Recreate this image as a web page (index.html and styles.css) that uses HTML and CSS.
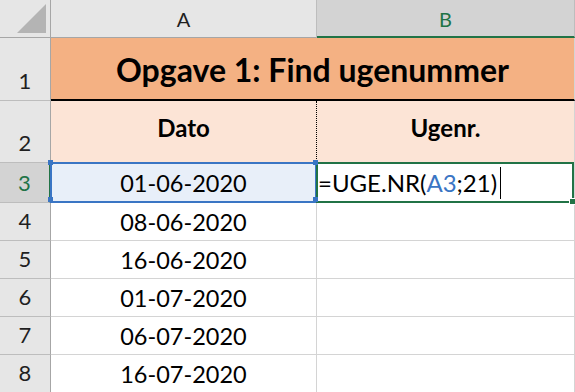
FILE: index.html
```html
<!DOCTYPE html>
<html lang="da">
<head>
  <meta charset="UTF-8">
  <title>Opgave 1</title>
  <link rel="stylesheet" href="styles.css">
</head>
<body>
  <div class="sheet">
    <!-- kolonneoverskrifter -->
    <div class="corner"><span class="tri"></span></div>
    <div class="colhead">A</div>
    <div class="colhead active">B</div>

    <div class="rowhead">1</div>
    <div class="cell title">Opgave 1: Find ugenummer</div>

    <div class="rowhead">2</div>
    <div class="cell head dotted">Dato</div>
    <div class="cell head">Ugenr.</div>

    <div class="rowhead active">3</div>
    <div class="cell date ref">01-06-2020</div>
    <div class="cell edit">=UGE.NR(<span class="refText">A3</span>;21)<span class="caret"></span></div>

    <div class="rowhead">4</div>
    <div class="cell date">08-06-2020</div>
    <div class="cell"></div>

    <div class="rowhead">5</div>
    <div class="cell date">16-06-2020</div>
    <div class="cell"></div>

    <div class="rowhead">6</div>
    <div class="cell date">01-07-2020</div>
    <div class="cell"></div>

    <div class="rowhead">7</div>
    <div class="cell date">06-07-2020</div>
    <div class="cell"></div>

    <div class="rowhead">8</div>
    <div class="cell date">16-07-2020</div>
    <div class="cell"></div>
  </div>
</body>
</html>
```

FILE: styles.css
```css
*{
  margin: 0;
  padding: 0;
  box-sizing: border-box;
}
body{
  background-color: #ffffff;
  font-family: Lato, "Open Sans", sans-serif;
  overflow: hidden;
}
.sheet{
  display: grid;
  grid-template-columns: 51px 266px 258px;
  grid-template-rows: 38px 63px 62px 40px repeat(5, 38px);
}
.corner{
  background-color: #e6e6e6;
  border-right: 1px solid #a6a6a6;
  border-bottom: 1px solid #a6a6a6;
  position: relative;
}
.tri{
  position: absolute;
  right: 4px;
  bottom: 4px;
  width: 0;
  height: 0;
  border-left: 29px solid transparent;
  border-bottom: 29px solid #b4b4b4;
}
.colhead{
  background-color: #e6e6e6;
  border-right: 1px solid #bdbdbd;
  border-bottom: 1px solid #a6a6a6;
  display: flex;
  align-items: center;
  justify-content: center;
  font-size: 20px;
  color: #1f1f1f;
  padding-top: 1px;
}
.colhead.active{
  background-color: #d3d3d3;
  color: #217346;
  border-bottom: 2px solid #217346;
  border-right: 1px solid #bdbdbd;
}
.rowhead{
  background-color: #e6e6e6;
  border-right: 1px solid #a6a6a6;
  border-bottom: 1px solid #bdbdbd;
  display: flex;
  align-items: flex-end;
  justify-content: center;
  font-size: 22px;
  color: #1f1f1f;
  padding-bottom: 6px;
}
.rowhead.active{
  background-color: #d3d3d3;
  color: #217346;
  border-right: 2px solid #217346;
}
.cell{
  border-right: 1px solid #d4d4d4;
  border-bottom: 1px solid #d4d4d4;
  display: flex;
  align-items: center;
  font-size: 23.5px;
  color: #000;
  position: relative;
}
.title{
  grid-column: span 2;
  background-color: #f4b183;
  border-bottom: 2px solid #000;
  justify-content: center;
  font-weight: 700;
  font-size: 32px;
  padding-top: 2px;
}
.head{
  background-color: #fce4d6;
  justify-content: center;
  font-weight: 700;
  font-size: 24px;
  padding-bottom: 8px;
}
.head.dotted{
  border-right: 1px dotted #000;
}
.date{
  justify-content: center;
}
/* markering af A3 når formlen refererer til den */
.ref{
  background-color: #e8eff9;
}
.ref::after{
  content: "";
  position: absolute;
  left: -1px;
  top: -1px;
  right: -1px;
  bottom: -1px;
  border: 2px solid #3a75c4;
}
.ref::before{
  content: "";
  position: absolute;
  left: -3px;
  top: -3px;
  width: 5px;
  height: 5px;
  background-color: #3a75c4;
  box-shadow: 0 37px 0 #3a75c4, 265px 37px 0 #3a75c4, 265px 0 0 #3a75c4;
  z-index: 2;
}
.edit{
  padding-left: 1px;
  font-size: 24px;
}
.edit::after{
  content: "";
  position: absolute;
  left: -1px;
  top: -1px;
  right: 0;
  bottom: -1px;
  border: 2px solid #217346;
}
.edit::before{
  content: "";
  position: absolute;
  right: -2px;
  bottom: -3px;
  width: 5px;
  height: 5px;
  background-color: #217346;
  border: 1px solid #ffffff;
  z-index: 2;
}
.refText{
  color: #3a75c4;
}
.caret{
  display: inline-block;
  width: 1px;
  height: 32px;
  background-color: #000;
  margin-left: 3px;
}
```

• **Challenge**: Leave the images out and output the remaining material exactly as it stands.

• **Answer below**:
Recreate this image as a web page (index.html and styles.css) that uses HTML and CSS.
FILE: index.html
```html
<!DOCTYPE html>
<html lang="da">
<head>
  <meta charset="UTF-8">
  <title>Opgave 1</title>
  <link rel="stylesheet" href="styles.css">
</head>
<body>
  <div class="sheet">
    <!-- kolonneoverskrifter -->
    <div class="corner"><span class="tri"></span></div>
    <div class="colhead">A</div>
    <div class="colhead active">B</div>

    <div class="rowhead">1</div>
    <div class="cell title">Opgave 1: Find ugenummer</div>

    <div class="rowhead">2</div>
    <div class="cell head dotted">Dato</div>
    <div class="cell head">Ugenr.</div>

    <div class="rowhead active">3</div>
    <div class="cell date ref">01-06-2020</div>
    <div class="cell edit">=UGE.NR(<span class="refText">A3</span>;21)<span class="caret"></span></div>

    <div class="rowhead">4</div>
    <div class="cell date">08-06-2020</div>
    <div class="cell"></div>

    <div class="rowhead">5</div>
    <div class="cell date">16-06-2020</div>
    <div class="cell"></div>

    <div class="rowhead">6</div>
    <div class="cell date">01-07-2020</div>
    <div class="cell"></div>

    <div class="rowhead">7</div>
    <div class="cell date">06-07-2020</div>
    <div class="cell"></div>

    <div class="rowhead">8</div>
    <div class="cell date">16-07-2020</div>
    <div class="cell"></div>
  </div>
</body>
</html>
```

FILE: styles.css
```css
*{
  margin: 0;
  padding: 0;
  box-sizing: border-box;
}
body{
  background-color: #ffffff;
  font-family: Lato, "Open Sans", sans-serif;
  overflow: hidden;
}
.sheet{
  display: grid;
  grid-template-columns: 51px 266px 258px;
  grid-template-rows: 38px 63px 62px 40px repeat(5, 38px);
}
.corner{
  background-color: #e6e6e6;
  border-right: 1px solid #a6a6a6;
  border-bottom: 1px solid #a6a6a6;
  position: relative;
}
.tri{
  position: absolute;
  right: 4px;
  bottom: 4px;
  width: 0;
  height: 0;
  border-left: 29px solid transparent;
  border-bottom: 29px solid #b4b4b4;
}
.colhead{
  background-color: #e6e6e6;
  border-right: 1px solid #bdbdbd;
  border-bottom: 1px solid #a6a6a6;
  display: flex;
  align-items: center;
  justify-content: center;
  font-size: 20px;
  color: #1f1f1f;
  padding-top: 1px;
}
.colhead.active{
  background-color: #d3d3d3;
  color: #217346;
  border-bottom: 2px solid #217346;
  border-right: 1px solid #bdbdbd;
}
.rowhead{
  background-color: #e6e6e6;
  border-right: 1px solid #a6a6a6;
  border-bottom: 1px solid #bdbdbd;
  display: flex;
  align-items: flex-end;
  justify-content: center;
  font-size: 22px;
  color: #1f1f1f;
  padding-bottom: 6px;
}
.rowhead.active{
  background-color: #d3d3d3;
  color: #217346;
  border-right: 2px solid #217346;
}
.cell{
  border-right: 1px solid #d4d4d4;
  border-bottom: 1px solid #d4d4d4;
  display: flex;
  align-items: center;
  font-size: 23.5px;
  color: #000;
  position: relative;
}
.title{
  grid-column: span 2;
  background-color: #f4b183;
  border-bottom: 2px solid #000;
  justify-content: center;
  font-weight: 700;
  font-size: 32px;
  padding-top: 2px;
}
.head{
  background-color: #fce4d6;
  justify-content: center;
  font-weight: 700;
  font-size: 24px;
  padding-bottom: 8px;
}
.head.dotted{
  border-right: 1px dotted #000;
}
.date{
  justify-content: center;
}
/* markering af A3 når formlen refererer til den */
.ref{
  background-color: #e8eff9;
}
.ref::after{
  content: "";
  position: absolute;
  left: -1px;
  top: -1px;
  right: -1px;
  bottom: -1px;
  border: 2px solid #3a75c4;
}
.ref::before{
  content: "";
  position: absolute;
  left: -3px;
  top: -3px;
  width: 5px;
  height: 5px;
  background-color: #3a75c4;
  box-shadow: 0 37px 0 #3a75c4, 265px 37px 0 #3a75c4, 265px 0 0 #3a75c4;
  z-index: 2;
}
.edit{
  padding-left: 1px;
  font-size: 24px;
}
.edit::after{
  content: "";
  position: absolute;
  left: -1px;
  top: -1px;
  right: 0;
  bottom: -1px;
  border: 2px solid #217346;
}
.edit::before{
  content: "";
  position: absolute;
  right: -2px;
  bottom: -3px;
  width: 5px;
  height: 5px;
  background-color: #217346;
  border: 1px solid #ffffff;
  z-index: 2;
}
.refText{
  color: #3a75c4;
}
.caret{
  display: inline-block;
  width: 1px;
  height: 32px;
  background-color: #000;
  margin-left: 3px;
}
```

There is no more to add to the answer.